Conforto, a local product from Redmond High School, would join fellow Oregon State Beavers Cole Gillespie and Stefen Romero in the Mariners organization. Conforto, left-handed, stands 6'1'' and 211 lbs. He's carrying a massive .351/.506/.557 line this year, drawing an impressive 51 walks compared to just 34 strikeouts.

Turning once again to Chris Crawford for a breakdown (you can buy his excellent draft preview here), it's all good on offense and mostly bad on defense.

There's no doubting Conforto's offensive ability, with above-average power from the left side and a solid approach at the plate, but a severe lack of defensive value hurts his value considerably.

At the plate, Conforto has average bat speed but rotates his hips well and gets his hands moving quickly, and has plus power to the pull side. He works counts well and is willing to go the other way when necessary, and patience shouldn't be an issue at the plate. He's a well below-average runner, however, and adds little value on the bases.

Defensively, however, Conforto is a bit of a mess. He doesn't get good jumps on the ball in the outfield, and when he does get to the ball he has a poor throwing arm that runners can take extra bases on. He more than likely is going to end up at first base, though it's unlikely he'll be anything more than average there, and the bat doesn't play as well.

Here's some video from on Conforto's future MLB prospects, as well as a look at his swing.

A power-hitting corner outfielder with mediocre to bad defensive abilities? Why aren't more people mocking Conforto to the Mariners?

Reading scouting reports on Conforto results in a lot of negative commentary, as many spend more time poking at his defensive ability and murky future position than praising his offensive upside, which is still quite good. Reports on him vary from solid starter to potential platoon bat, the latter of which seems fairly ridiculous for a player considered by many to be the best college bat available. Conforto is hardly five-tool, but his power/patience combo is highly intriguing, and he'd certainly fit within a Mariners organization that's largely devoid of quality outfield prospects. Conforto looks like he has the possible makings of a .280/.380/.450 hitter, legit enough to merit an early first-round pick, but at #6? He's probably a lot safer than somebody like Alex Jackson, but the upside isn't there.
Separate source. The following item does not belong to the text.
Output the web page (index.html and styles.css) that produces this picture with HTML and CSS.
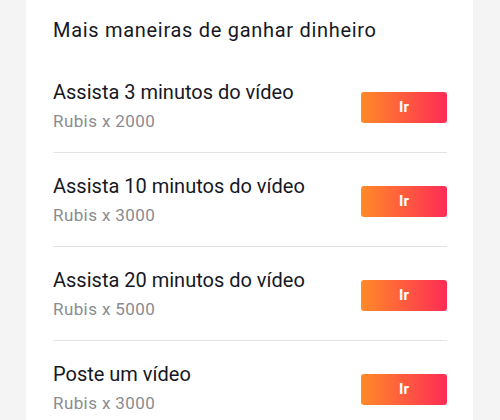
FILE: index.html
```html
<!DOCTYPE html>
<html lang="pt-BR">
<head>
    <meta charset="UTF-8">
    <meta name="viewport" content="width=device-width, initial-scale=1.0">
    <title>Ganhar dinheiro</title>
    <link rel="stylesheet" href="styles.css">
</head>
<body>
    <div class="card">
        <h2 class="card-title">Mais maneiras de ganhar dinheiro</h2>

        <div class="tarefa">
            <div class="tarefa-info">
                <div class="tarefa-nome">Assista 3 minutos do vídeo</div>
                <div class="tarefa-premio">Rubis x 2000</div>
            </div>
            <button class="btn-ir">Ir</button>
        </div>

        <div class="tarefa">
            <div class="tarefa-info">
                <div class="tarefa-nome">Assista 10 minutos do vídeo</div>
                <div class="tarefa-premio">Rubis x 3000</div>
            </div>
            <button class="btn-ir">Ir</button>
        </div>

        <div class="tarefa">
            <div class="tarefa-info">
                <div class="tarefa-nome">Assista 20 minutos do vídeo</div>
                <div class="tarefa-premio">Rubis x 5000</div>
            </div>
            <button class="btn-ir">Ir</button>
        </div>

        <div class="tarefa">
            <div class="tarefa-info">
                <div class="tarefa-nome">Poste um vídeo</div>
                <div class="tarefa-premio">Rubis x 3000</div>
            </div>
            <button class="btn-ir">Ir</button>
        </div>
    </div>
</body>
</html>
```

FILE: styles.css
```css
:root {
    --texto: #161823;
    --cinza: #8a8b91;
    --borda: #e3e3e4;
    --fundo: #f4f4f4;
    --laranja: #ff8a28;
    --rosa: #fe2c55;
}

* {
    box-sizing: border-box;
    margin: 0;
    padding: 0;
    font-family: Roboto, 'Liberation Sans', Arial, sans-serif;
}

body {
    background-color: var(--fundo);
    color: var(--texto);
}

.card {
    background: white;
    margin: -8px 27px 0 26px;
    border-radius: 10px;
    padding: 26px 26px 0 27px;
}

.card-title {
    font-size: 20px;
    font-weight: 400;
    line-height: 24px;
    letter-spacing: 0.7px;
    margin-bottom: 17px;
}

/* Linha de tarefa */
.tarefa {
    display: flex;
    align-items: center;
    justify-content: space-between;
    padding: 21px 0 21px;
    border-bottom: 1px solid var(--borda);
}

.tarefa-nome {
    font-size: 20px;
    line-height: 24px;
}

.tarefa-premio {
    font-size: 17px;
    line-height: 20px;
    letter-spacing: 0.4px;
    color: var(--cinza);
    margin-top: 7px;
}

.btn-ir {
    width: 86px;
    height: 31px;
    margin-top: 3px;
    border: none;
    border-radius: 3px;
    background: linear-gradient(to right, var(--laranja), var(--rosa));
    color: white;
    font-size: 15px;
    font-weight: 700;
    cursor: pointer;
}
```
It's the constant battle between something known and lesser versus something lesser but possibly greater. Jack Zduriencik might not have a ton of rope at this point, and there's been a reasonable amount of skepticism from myself and others that he may choose a fast-tracked player with the #6 pick than dive into the high school pool. He'll have his choice of college arms, but if he wants a college bat, Conforto would make a lot of sense.